Le fil chauffant est quant à lui plus cher : environ 25 000 €/ha, pour un système de fil indépendant pour chaque rang. Mais il présente l'avantage de ne pas nécessiter d'autorisation de prélèvement. Au prix de l'installation, il faut rajouter celui d'un groupe électrogène et d'un transformateur, des équipements qui toutefois pourraient être communs à plusieurs exploitations.

Apprivoiser et maîtriser ces techniques

Enfin, au-delà de leur coût d'installation, Florent Banctel rappelle que ces techniques de l'aspersion et des fils chauffants nécessitent de la maintenance et de la surveillance tout au long de l'année . « Il faut être très au clair là-dessus : les jonctions et tout le système doivent pouvoir fonctionner le moment venu ».

Ce printemps 2021 a aussi été cruel pour d'autres techniques qui semblaient prometteuses : c'est le cas des machines émettrices de brouillard dont l'efficacité n'a pas été au rendez-vous cette année. « La technique reste intéressante, mais très soumise au déplacement des masses d'air : dès qu'il y a du vent, le nuage créé se déplace », poursuit Florent Banctel. Autre méthode qui parait aléatoire : la couverture des vignes, soit rang par rang (avec un « enveloppement » pour emmagasiner la chaleur), soit juste en surface, pour limiter les pertes de chaleur par rayonnement. « Nos résultats d'essai sont très moyens », indique le technicien.

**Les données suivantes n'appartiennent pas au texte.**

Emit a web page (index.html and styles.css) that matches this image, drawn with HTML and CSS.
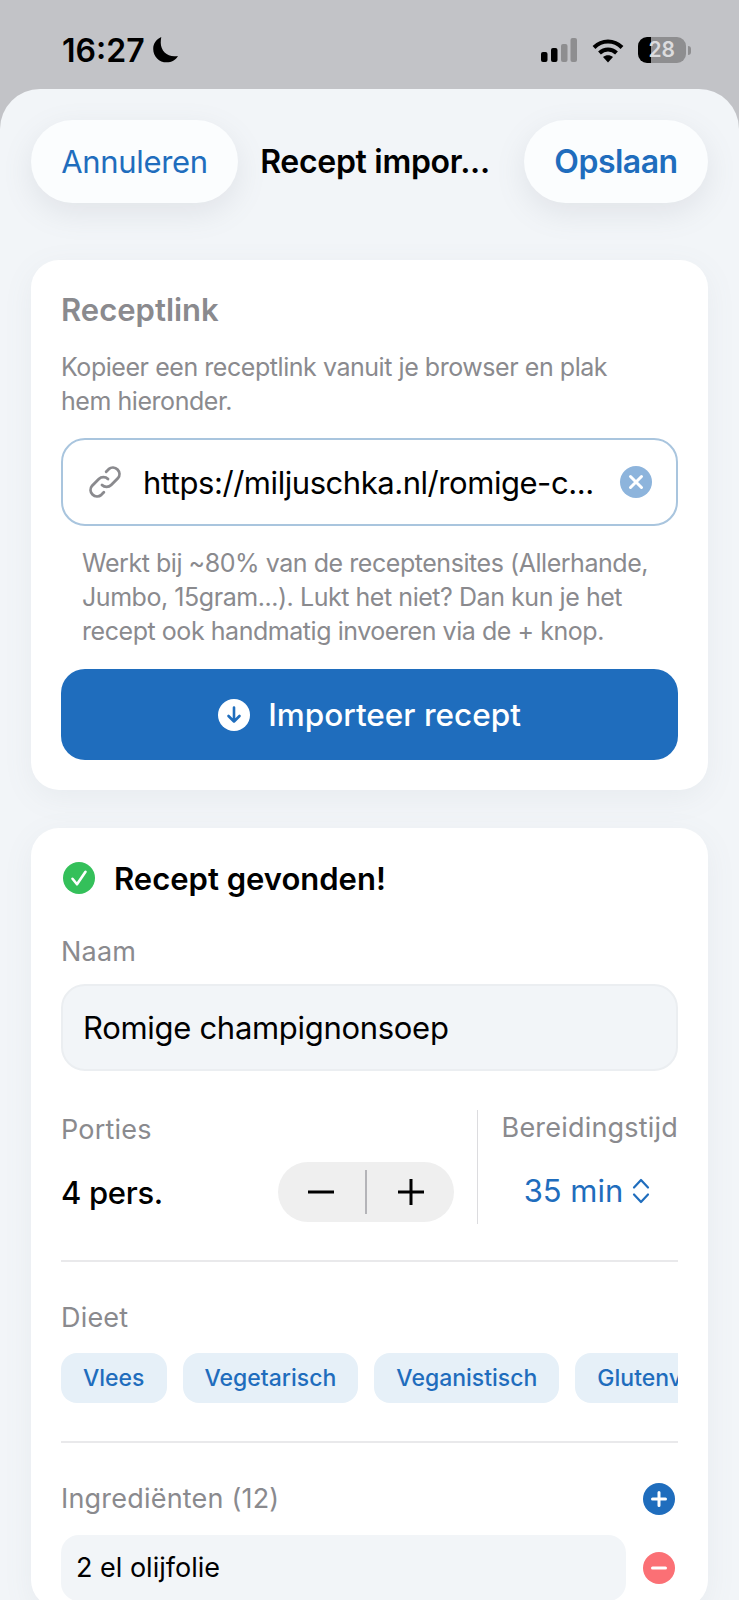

Encore très peu répandues dans les vignobles français, toutes ces méthodes de lutte contre le gel vont sans doute devenir plus courantes dans les années à venir. Comme toutes les autres techniques, elles nécessiteront que les vignerons maîtrisent leur utilisation, les différents paramètres entrant en jeu, les combinent parfois entre elles, voire s'organisent collectivement... Dans cet aspect collectif, les pouvoirs publics ont aussi un rôle à jouer dans l'appui au financement ou dans l'allègement de certaines réglementations.